> **GIVEN DATA**
══════
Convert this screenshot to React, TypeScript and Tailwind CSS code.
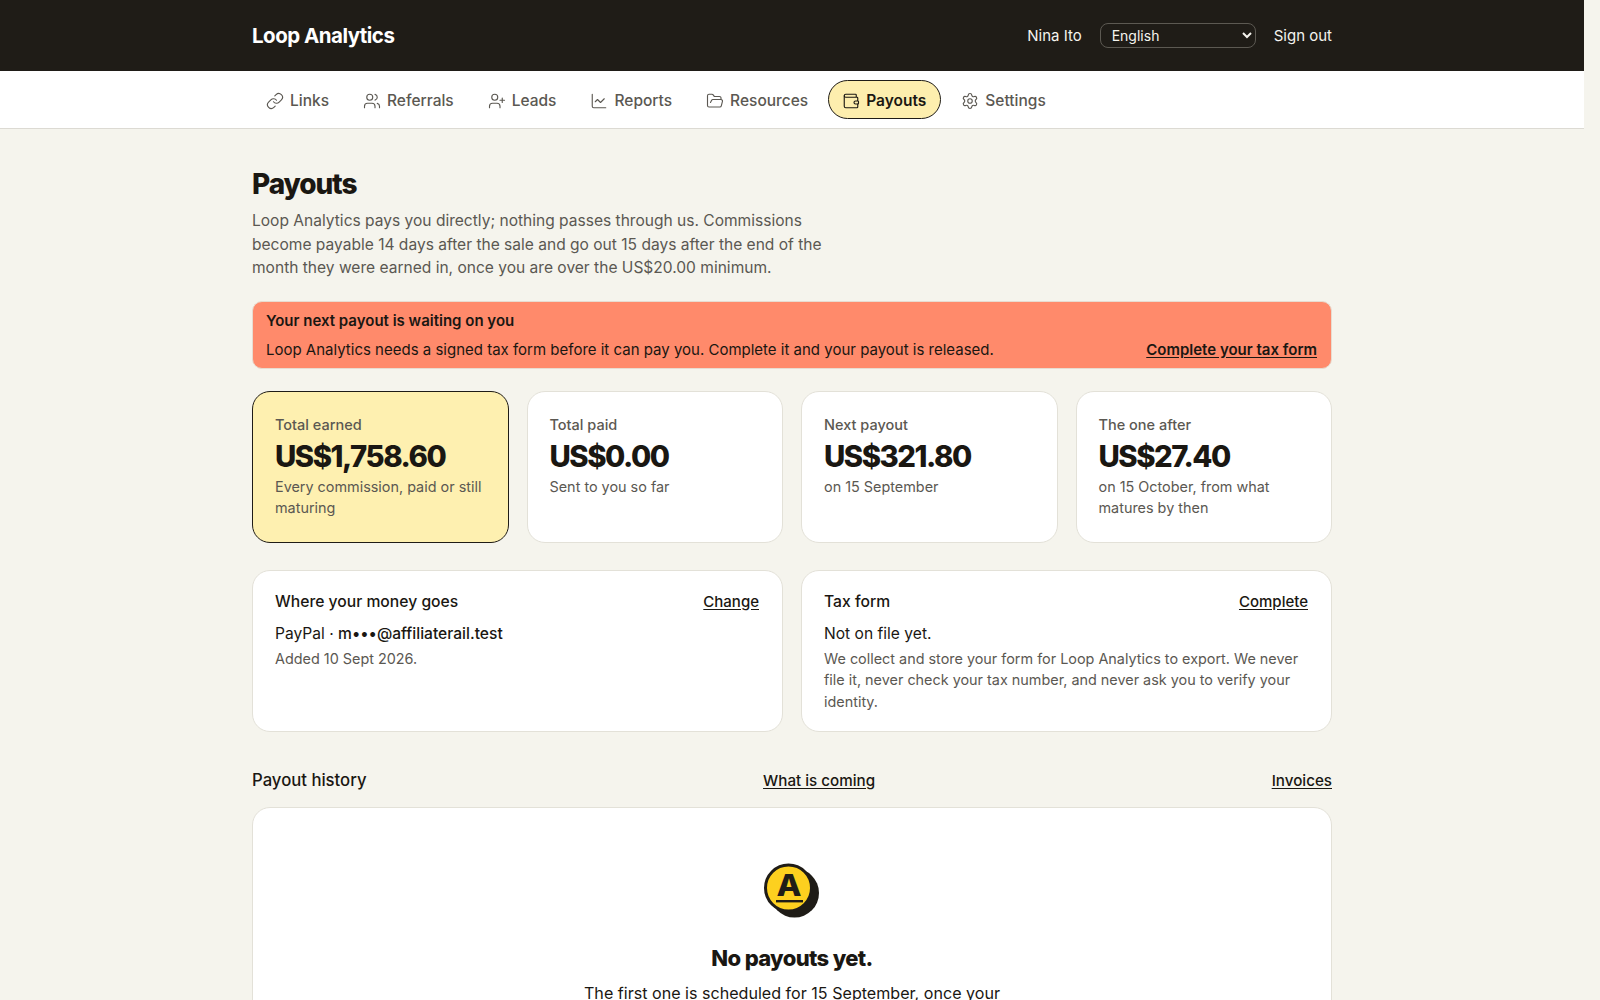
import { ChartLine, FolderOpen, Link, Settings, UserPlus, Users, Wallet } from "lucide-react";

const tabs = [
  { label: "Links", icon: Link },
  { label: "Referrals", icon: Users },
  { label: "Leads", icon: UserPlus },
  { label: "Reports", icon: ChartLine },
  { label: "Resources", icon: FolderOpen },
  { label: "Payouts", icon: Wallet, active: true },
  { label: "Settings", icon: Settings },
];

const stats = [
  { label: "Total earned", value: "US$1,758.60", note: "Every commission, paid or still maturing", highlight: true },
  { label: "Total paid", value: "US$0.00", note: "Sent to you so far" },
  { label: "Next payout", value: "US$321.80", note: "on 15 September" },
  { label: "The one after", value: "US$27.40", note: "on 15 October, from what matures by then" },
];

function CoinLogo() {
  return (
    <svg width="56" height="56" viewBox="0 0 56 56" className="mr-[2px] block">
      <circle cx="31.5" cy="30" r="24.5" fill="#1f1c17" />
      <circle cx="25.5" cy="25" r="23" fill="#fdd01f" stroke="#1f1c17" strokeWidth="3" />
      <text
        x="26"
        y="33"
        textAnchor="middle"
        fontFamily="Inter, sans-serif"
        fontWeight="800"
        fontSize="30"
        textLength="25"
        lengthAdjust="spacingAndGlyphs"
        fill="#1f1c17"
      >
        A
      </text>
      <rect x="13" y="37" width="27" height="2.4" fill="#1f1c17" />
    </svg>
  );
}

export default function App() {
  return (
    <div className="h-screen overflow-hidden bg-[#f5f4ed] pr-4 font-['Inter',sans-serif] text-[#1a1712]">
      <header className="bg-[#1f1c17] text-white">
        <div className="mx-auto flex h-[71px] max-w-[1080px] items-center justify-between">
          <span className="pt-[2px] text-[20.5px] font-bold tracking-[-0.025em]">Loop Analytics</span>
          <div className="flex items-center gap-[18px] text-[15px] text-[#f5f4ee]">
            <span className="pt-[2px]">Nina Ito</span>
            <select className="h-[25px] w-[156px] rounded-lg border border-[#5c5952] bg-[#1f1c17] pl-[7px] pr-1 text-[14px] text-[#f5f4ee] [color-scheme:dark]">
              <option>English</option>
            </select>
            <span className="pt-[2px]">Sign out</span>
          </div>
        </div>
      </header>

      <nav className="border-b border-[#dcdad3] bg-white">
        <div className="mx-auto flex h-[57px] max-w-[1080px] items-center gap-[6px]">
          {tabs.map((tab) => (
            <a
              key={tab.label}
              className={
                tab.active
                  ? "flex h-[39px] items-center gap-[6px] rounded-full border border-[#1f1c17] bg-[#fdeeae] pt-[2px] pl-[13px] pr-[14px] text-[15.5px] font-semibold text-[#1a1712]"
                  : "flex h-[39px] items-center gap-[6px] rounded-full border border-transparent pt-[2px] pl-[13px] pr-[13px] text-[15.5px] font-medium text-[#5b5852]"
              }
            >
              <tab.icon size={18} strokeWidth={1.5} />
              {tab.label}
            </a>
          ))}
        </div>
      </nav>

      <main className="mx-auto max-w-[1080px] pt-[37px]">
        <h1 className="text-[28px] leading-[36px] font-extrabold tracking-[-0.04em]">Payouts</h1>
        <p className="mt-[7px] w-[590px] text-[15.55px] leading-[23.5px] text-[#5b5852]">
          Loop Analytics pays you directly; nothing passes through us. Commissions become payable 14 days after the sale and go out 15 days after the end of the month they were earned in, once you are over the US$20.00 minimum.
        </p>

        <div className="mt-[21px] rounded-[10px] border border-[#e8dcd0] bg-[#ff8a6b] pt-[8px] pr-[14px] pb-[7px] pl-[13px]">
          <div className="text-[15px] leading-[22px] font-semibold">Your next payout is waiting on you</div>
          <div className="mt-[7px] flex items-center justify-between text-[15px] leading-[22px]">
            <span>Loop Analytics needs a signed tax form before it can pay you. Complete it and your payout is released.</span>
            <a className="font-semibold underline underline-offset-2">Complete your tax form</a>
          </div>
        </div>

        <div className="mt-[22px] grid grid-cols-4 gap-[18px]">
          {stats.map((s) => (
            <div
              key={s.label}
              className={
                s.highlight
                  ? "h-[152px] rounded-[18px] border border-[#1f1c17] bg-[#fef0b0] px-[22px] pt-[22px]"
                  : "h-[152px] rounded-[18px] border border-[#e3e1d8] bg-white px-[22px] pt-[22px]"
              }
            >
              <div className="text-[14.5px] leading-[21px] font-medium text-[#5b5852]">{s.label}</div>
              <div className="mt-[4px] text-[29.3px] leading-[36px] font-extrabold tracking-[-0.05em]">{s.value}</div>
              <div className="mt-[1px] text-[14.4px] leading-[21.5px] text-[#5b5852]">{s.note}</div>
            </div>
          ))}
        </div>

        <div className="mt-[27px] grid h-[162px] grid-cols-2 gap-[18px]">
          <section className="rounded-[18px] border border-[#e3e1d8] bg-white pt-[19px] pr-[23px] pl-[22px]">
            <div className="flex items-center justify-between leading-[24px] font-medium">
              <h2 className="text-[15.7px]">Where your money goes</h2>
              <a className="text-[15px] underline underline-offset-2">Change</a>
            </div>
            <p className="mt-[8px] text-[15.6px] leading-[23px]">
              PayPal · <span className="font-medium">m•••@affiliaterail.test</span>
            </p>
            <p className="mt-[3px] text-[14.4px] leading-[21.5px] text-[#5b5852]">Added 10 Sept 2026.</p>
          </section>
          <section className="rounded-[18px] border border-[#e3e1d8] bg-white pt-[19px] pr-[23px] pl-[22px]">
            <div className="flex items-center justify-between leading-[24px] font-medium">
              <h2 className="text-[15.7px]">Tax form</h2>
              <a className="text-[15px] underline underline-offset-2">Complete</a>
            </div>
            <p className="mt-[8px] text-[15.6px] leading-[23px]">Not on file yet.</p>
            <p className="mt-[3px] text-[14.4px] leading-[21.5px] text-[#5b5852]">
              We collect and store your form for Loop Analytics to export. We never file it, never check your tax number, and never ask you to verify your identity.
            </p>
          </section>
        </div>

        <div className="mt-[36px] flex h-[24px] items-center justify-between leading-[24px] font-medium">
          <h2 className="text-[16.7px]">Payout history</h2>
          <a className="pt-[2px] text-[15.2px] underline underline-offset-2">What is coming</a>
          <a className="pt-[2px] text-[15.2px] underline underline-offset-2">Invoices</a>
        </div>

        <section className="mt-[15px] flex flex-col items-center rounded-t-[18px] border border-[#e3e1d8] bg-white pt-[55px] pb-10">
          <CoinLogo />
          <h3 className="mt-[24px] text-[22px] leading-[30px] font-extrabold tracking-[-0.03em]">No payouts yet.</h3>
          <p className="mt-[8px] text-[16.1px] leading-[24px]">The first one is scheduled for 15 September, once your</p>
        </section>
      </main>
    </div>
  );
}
══════
> **WORK TO COMPLETE**
Emit the lines of the material exactly, from its first line to the line containing "UserPlus, Users, Wallet", inclusive; leave every picture out.

> **REPLY**
Convert this screenshot to React, TypeScript and Tailwind CSS code.
import { ChartLine, FolderOpen, Link, Settings, UserPlus, Users, Wallet } from "lucide-react";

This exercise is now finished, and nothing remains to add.